THE GOUT DIET
Gout is caused by high uric acid levels in your blood. Extra uric acid forms sharp crystals that settle in your joints, causing swelling and pain. But you can help reduce the amount of uric acid in your body by maintaining a low-purine diet. Reducing uric acid levels can help prevent new crystals from forming, reducing gout attacks.
THE LOW PURINE DIET
Purines are chemicals that are naturally found in certain foods and drinks. When your body breaks down these chemicals, uric acid is the byproduct. A low-purine diet reduces the foods and drinks with the highest purine content to reduce uric acid. It also encourages some select foods that may reduce uric acid levels in your body.
What are the best foods to eat when you have gout?

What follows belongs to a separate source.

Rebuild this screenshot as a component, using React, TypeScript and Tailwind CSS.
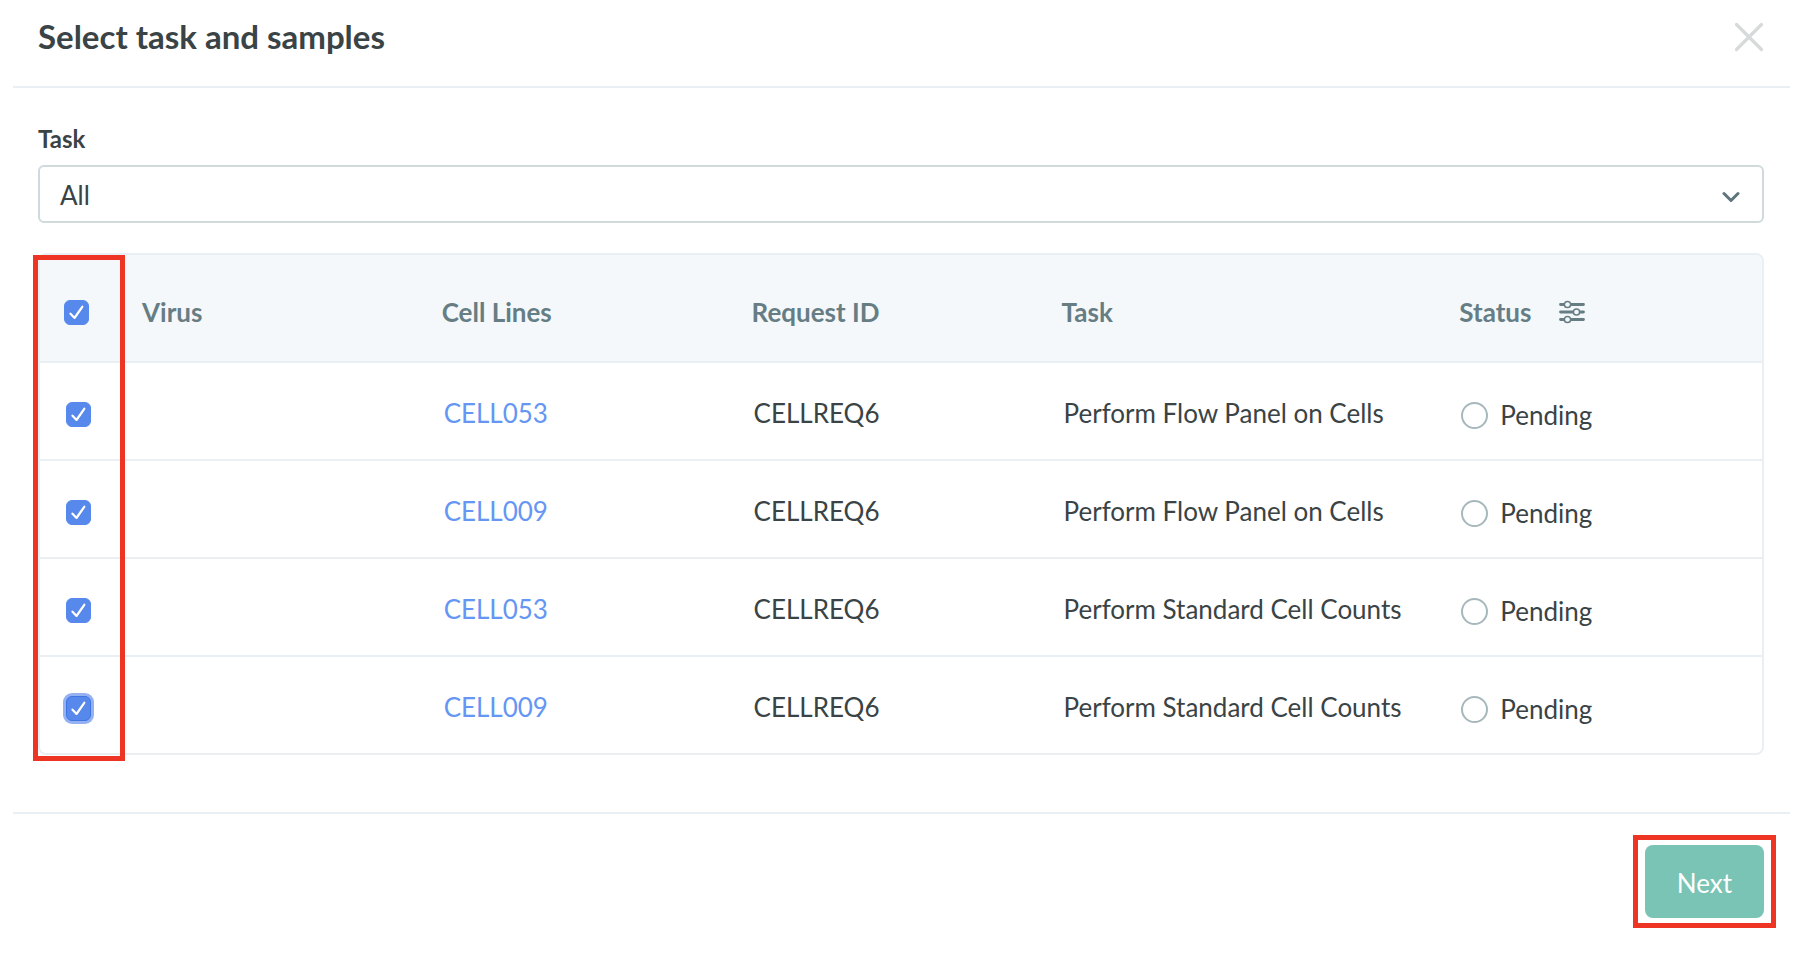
import React from 'react';

type Sample = {
  id: number;
  virus: string;
  cellLine: string;
  requestId: string;
  task: string;
  status: string;
};

const SAMPLES: Sample[] = [
  { id: 1, virus: '', cellLine: 'CELL053', requestId: 'CELLREQ6', task: 'Perform Flow Panel on Cells', status: 'Pending' },
  { id: 2, virus: '', cellLine: 'CELL009', requestId: 'CELLREQ6', task: 'Perform Flow Panel on Cells', status: 'Pending' },
  { id: 3, virus: '', cellLine: 'CELL053', requestId: 'CELLREQ6', task: 'Perform Standard Cell Counts', status: 'Pending' },
  { id: 4, virus: '', cellLine: 'CELL009', requestId: 'CELLREQ6', task: 'Perform Standard Cell Counts', status: 'Pending' },
];

const TASKS = ['All', 'Perform Flow Panel on Cells', 'Perform Standard Cell Counts'];

type CheckboxProps = {
  label: string;
  checked: boolean;
  autoFocus?: boolean;
  onChange: (checked: boolean) => void;
};

const Checkbox: React.FC<CheckboxProps> = ({ label, checked, autoFocus, onChange }) => (
  <span className="relative block size-[25px]">
    <input
      type="checkbox"
      aria-label={label}
      checked={checked}
      autoFocus={autoFocus}
      onChange={(e) => onChange(e.target.checked)}
      className="block size-[25px] appearance-none rounded-[6px] border border-[#b5c2c6] outline-none checked:border-[#5789ec] checked:bg-[#5789ec] focus:border-[#3f74e3] focus:ring-3 focus:ring-[#94b2f2]"
    />
    {checked && (
      <svg viewBox="0 0 25 25" className="pointer-events-none absolute inset-0 size-[25px]" fill="none">
        <path d="M6.5 14 L10.5 18.5 L18.5 7" stroke="#3f6cc4" strokeOpacity="0.5" strokeWidth="2.4" strokeLinecap="round" strokeLinejoin="round" />
        <path d="M6.5 13.7 L10.5 18 L18.3 6.8" stroke="#fff" strokeWidth="2.3" strokeLinecap="round" strokeLinejoin="round" />
      </svg>
    )}
  </span>
);

const FilterIcon = () => (
  <svg viewBox="0 0 26 24" className="h-6 w-[26px]" fill="none" stroke="#677d84">
    <path d="M1.5 4.5h23M1.5 12h23M1.5 19.5h23" strokeWidth="2.8" strokeLinecap="round" />
    <g fill="#f4f8fb" strokeWidth="1.5">
      <circle cx="8.5" cy="4.5" r="3.1" />
      <circle cx="17.5" cy="12" r="3.1" />
      <circle cx="8.5" cy="19.5" r="3.1" />
    </g>
  </svg>
);

export default function App() {
  const [task, setTask] = React.useState('All');
  const [selected, setSelected] = React.useState<number[]>(SAMPLES.map((s) => s.id));

  const rows = SAMPLES.filter((s) => task === 'All' || s.task === task);
  const allSelected = rows.every((s) => selected.includes(s.id));

  const toggleAll = (checked: boolean) => {
    setSelected(checked ? rows.map((s) => s.id) : []);
  };

  const toggleRow = (id: number, checked: boolean) => {
    setSelected(checked ? [...selected, id] : selected.filter((s) => s !== id));
  };

  return (
    <main className="min-h-screen bg-white pr-[10px] pl-[13px] font-['Lato','Liberation_Sans',sans-serif] text-[26px] leading-8 text-[#3a4345]">
      <header className="flex h-[88px] items-start justify-between border-b-2 border-[#e9eff2] pt-4 pr-[26px] pl-[25px]">
        <h1 className="text-[33px] leading-10 font-bold">Select task and samples</h1>
        <button type="button" aria-label="Close" className="pt-[6px]">
          <svg viewBox="0 0 30 30" className="size-[30px]" fill="none" stroke="#d7dada" strokeWidth="3.2" strokeLinecap="round">
            <path d="M2.5 2.5 L27.5 27.5 M27.5 2.5 L2.5 27.5" />
          </svg>
        </button>
      </header>

      <section className="pt-[35px] pr-[26px] pb-[57px] pl-[25px]">
        <label htmlFor="task" className="block text-2xl leading-8 font-bold">
          Task
        </label>
        <div className="relative mt-[10px]">
          <select
            id="task"
            value={task}
            onChange={(e) => setTask(e.target.value)}
            className="block h-[58px] w-full appearance-none rounded-md border-2 border-[#cfdadd] bg-white pt-[2px] pr-16 pl-5 outline-none"
          >
            {TASKS.map((t) => (
              <option key={t} value={t}>
                {t}
              </option>
            ))}
          </select>
          <svg viewBox="0 0 18 12" className="pointer-events-none absolute top-[26px] right-6 h-3 w-[18px]" fill="none">
            <path d="M2 2.5 L9 9.5 L16 2.5" stroke="#5f757d" strokeWidth="3" strokeLinecap="round" strokeLinejoin="round" />
          </svg>
        </div>

        <div className="relative mt-[30px]">
          <div className="overflow-hidden rounded-lg border-2 border-[#e9eff2]">
            <table className="w-full table-fixed border-separate border-spacing-0 text-left">
              <colgroup>
                <col className="w-[90px]" />
                <col className="w-[17.4%]" />
                <col className="w-[18%]" />
                <col className="w-[18%]" />
                <col className="w-[23.1%]" />
                <col />
              </colgroup>
              <thead className="bg-[#f4f8fb] text-[#677d84]">
                <tr className="h-[108px] *:border-b-2 *:border-[#e9eff2] *:px-3 *:pt-2 *:font-bold">
                  <th>
                    <div className="pl-3">
                      <Checkbox label="Select all samples" checked={allSelected} onChange={toggleAll} />
                    </div>
                  </th>
                  <th>Virus</th>
                  <th>Cell Lines</th>
                  <th>Request ID</th>
                  <th>Task</th>
                  <th>
                    <div className="flex items-center gap-7">
                      Status
                      <button type="button" aria-label="Filter by status">
                        <FilterIcon />
                      </button>
                    </div>
                  </th>
                </tr>
              </thead>
              <tbody>
                {rows.map((s, i) => (
                  <tr key={s.id} className="h-[98px] *:border-b-2 *:border-[#e9eff2] *:px-[14px] *:pt-1 last:h-24 last:*:border-b-0">
                    <td>
                      <div className="pt-[2px] pl-3">
                        <Checkbox
                          label={`Select ${s.cellLine}, ${s.task}`}
                          checked={selected.includes(s.id)}
                          autoFocus={i === rows.length - 1}
                          onChange={(checked) => toggleRow(s.id, checked)}
                        />
                      </div>
                    </td>
                    <td>{s.virus}</td>
                    <td>
                      <a href={`#${s.cellLine}`} className="text-[#6596f3]">
                        {s.cellLine}
                      </a>
                    </td>
                    <td>{s.requestId}</td>
                    <td className="whitespace-nowrap">{s.task}</td>
                    <td>
                      <div className="flex items-center gap-3 pt-1">
                        <span className="size-[27px] rounded-full border-2 border-[#a7b8bd]" />
                        {s.status}
                      </div>
                    </td>
                  </tr>
                ))}
              </tbody>
            </table>
          </div>
          {/* highlight around the checkbox column */}
          <div className="pointer-events-none absolute top-[2px] -bottom-[6px] -left-[5px] w-[92px] border-[5px] border-[#ee3524]" />
        </div>
      </section>

      <footer className="flex justify-end border-t-2 border-[#e9eff2] pt-[31px] pr-[26px] pb-9 pl-[25px]">
        <div className="relative">
          <button type="button" className="block h-[73px] rounded-lg bg-[#79c4b4] px-8 pt-[2px] text-white">
            Next
          </button>
          <div className="pointer-events-none absolute -inset-x-3 -inset-y-[10px] border-[5px] border-[#ee3524]" />
        </div>
      </footer>
    </main>
  );
}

While eating particular foods won’t be enough to make gout go away, studies suggest that certain foods and drinks may help reduce uric acid in your body.
Some early research suggests that drinking skim milk may help reduce uric acid and gout flare-ups. It speeds up the excretion of uric acid in your urine and also reduces your body’s inflammatory response to uric acid crystals in your joints.
Scientists are currently researching the benefits of cherries and cherry juice for managing gout symptoms, and early results are promising. Cherries have known anti-inflammatory properties, and they may also help reduce uric acid in your body.
You may have heard that coffee is acidic, but the type of acid in coffee is very different from uric acid. In fact, drinking coffee daily can reduce your uric acid levels by several means. It slows the breakdown of purine into uric acid and speeds the rate of excretion.
People who drink five to eight glasses of water a day are less likely to experience gout symptoms. This makes sense since your kidneys use water to excrete uric acid in your urine. Water is also good for kidney health. Impaired kidney function is one factor that can contribute to gout.
However, many healthcare providers prefer to focus on general dietary guidelines rather than particular foods. They suggest that you:
- Vary your protein sources.
- Enjoy fruits and vegetables.
Most are low in purines, but even the ones that are higher have not been shown to affect gout symptoms. And the benefits are worthwhile.
- Enjoy grains (except oats).
Rice, pasta, bread, and cereals are all gout-friendly (except oats). Beware of added high fructose corn syrup in packaged products, and choose whole grains (at least half of the time) to help control blood sugar.
Note that it's, not a cure. Diet may move the needle a little on uric acid levels in your blood, but not as much as medications do. The best approach is to combine them. Some people argue that the benefits of the diet aren’t proven to be worth the trouble when compared with medication. But medication alone is often not enough to manage gout effectively. In these cases, many people appreciate having something they can do proactively to reduce their symptoms.